### Work to do
Select every line containing the word "page" from the material, and copy those lines.

### Material for this exercise
⟨

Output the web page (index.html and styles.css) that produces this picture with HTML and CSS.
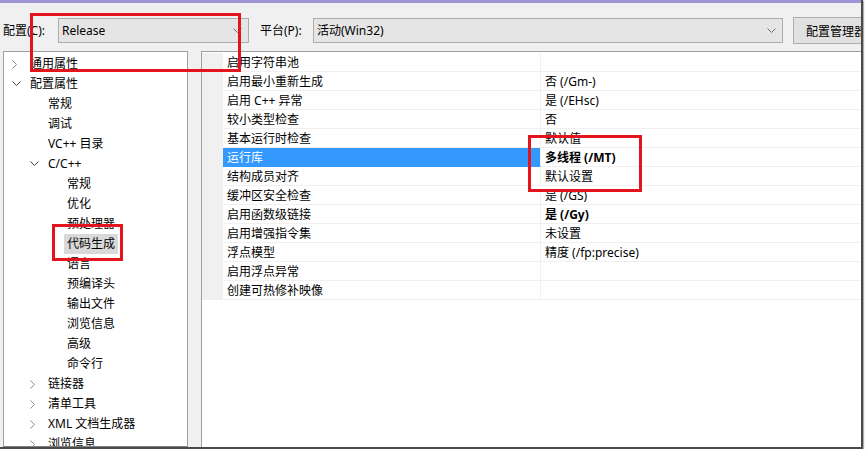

⟩
⟨

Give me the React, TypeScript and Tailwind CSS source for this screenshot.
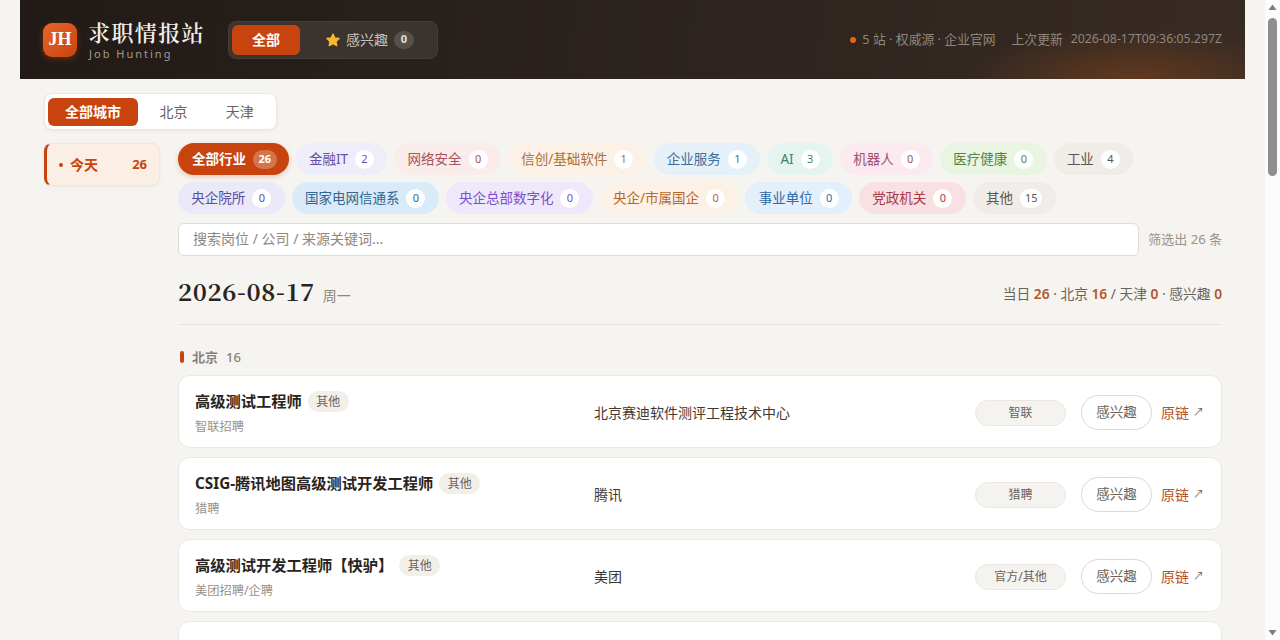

⟩
⟨

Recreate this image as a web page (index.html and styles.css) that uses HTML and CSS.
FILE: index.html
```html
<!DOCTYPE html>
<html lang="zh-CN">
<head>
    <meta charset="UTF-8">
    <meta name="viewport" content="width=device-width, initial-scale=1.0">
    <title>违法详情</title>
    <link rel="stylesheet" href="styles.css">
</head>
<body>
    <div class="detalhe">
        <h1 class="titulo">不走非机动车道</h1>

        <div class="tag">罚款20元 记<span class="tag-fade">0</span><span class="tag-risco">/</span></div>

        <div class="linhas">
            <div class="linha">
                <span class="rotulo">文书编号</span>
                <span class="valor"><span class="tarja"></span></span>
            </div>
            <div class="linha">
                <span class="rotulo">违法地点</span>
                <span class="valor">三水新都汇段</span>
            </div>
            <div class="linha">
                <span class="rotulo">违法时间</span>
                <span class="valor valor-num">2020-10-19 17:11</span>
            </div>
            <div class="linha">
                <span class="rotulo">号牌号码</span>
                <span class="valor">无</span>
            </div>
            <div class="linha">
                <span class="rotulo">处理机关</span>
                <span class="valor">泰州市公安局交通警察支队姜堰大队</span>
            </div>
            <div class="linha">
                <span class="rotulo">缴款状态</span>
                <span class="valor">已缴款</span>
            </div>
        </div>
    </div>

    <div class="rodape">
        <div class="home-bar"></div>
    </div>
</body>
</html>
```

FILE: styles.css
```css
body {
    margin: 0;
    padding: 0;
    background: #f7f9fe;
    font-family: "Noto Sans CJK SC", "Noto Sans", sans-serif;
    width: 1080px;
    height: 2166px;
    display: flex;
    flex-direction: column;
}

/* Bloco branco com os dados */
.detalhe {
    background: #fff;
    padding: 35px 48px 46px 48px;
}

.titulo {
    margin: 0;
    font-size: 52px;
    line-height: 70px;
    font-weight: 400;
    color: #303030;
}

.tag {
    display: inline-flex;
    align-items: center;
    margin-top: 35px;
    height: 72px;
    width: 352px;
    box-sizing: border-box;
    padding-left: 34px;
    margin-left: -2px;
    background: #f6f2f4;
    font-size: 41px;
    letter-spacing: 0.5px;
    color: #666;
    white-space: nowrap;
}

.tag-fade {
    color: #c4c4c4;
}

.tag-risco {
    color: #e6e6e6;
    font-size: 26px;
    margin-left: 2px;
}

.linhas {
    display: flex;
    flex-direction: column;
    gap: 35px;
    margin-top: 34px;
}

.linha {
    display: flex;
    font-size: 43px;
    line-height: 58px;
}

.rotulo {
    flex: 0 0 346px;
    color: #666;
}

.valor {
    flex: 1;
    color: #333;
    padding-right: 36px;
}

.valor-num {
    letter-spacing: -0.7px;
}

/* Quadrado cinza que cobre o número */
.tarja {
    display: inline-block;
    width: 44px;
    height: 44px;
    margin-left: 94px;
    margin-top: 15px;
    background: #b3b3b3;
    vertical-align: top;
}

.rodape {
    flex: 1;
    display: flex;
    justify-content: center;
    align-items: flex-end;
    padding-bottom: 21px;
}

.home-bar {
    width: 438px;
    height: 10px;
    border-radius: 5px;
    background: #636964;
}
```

⟩

### Problem solution
Output the web page (index.html and styles.css) that produces this picture with HTML and CSS.
Recreate this image as a web page (index.html and styles.css) that uses HTML and CSS.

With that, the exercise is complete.